Jay Rosen

Jay Rosen is associate professor of journalism at New York University. From 1993 to 1997, he was the Director of the Project on Public Life and the Press, funded by the Knight Foundation. Since 1990 he has been a leading figure in the reform movement known as "public journalism," which calls on the press to take an active role in strengthening citizenship, improving political debate and reviving public life.

Rosen is currently researching the interaction between communities and the press on a one-year grant from the Pew Charitable Trusts. He is a member of the Penn National Commission of Society, Culture and Community, headed by President Judith Rodin of the University of Pennsylvania.
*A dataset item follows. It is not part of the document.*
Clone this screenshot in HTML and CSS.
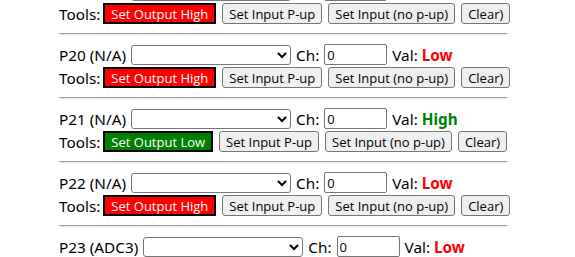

The Commission's three-year charge is to study in depth the deteriorating climate of public debate and what might be done to improve it.

Rosen is also an associate of the Kettering Foundation of Dayton, Ohio. As a press critic and essayist, he writes frequently on media and political issues. His work has appeared in the Columbia Journalism Review, Harpers, the Nation, the New York Times, the Los Angeles Times and other journals. In 1999, Yale University Press will publish his book on public journalism, titled, What Are Journalists For?
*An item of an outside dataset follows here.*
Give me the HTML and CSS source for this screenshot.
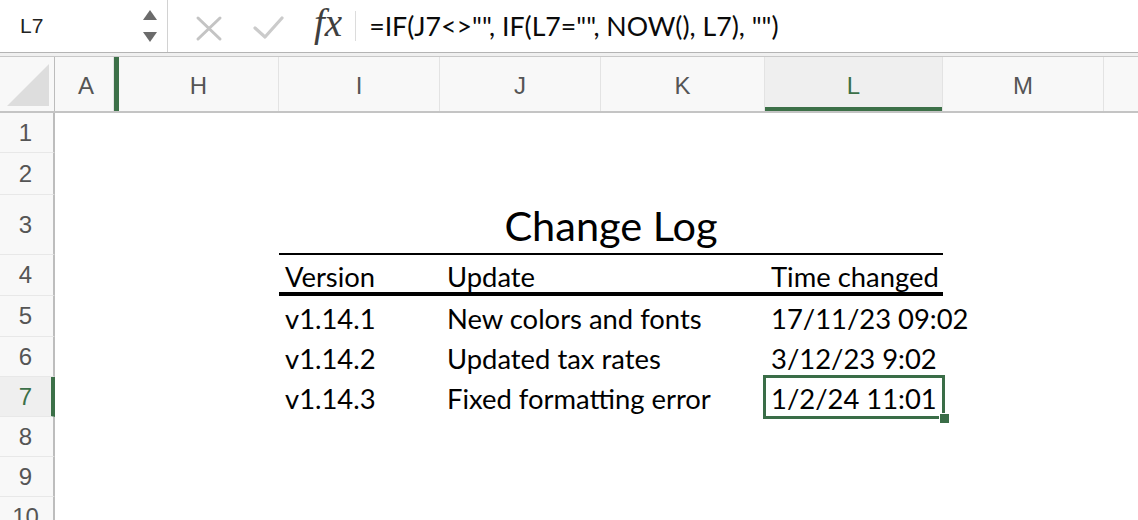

In 1994 he was a fellow at the Shorenstein Center on the Press, Politics and Public Policy at Harvard University, and in 1990-91 he held a fellowship at the Gannett Center for Media Studies at Columbia University, now the Freedom Forum Media Studies Center.

A native of Buffalo, NY, Rosen had a brief career in journalism at the Buffalo Courier Express before beginning graduate study. He has a Ph.D. from NYU in communication studies.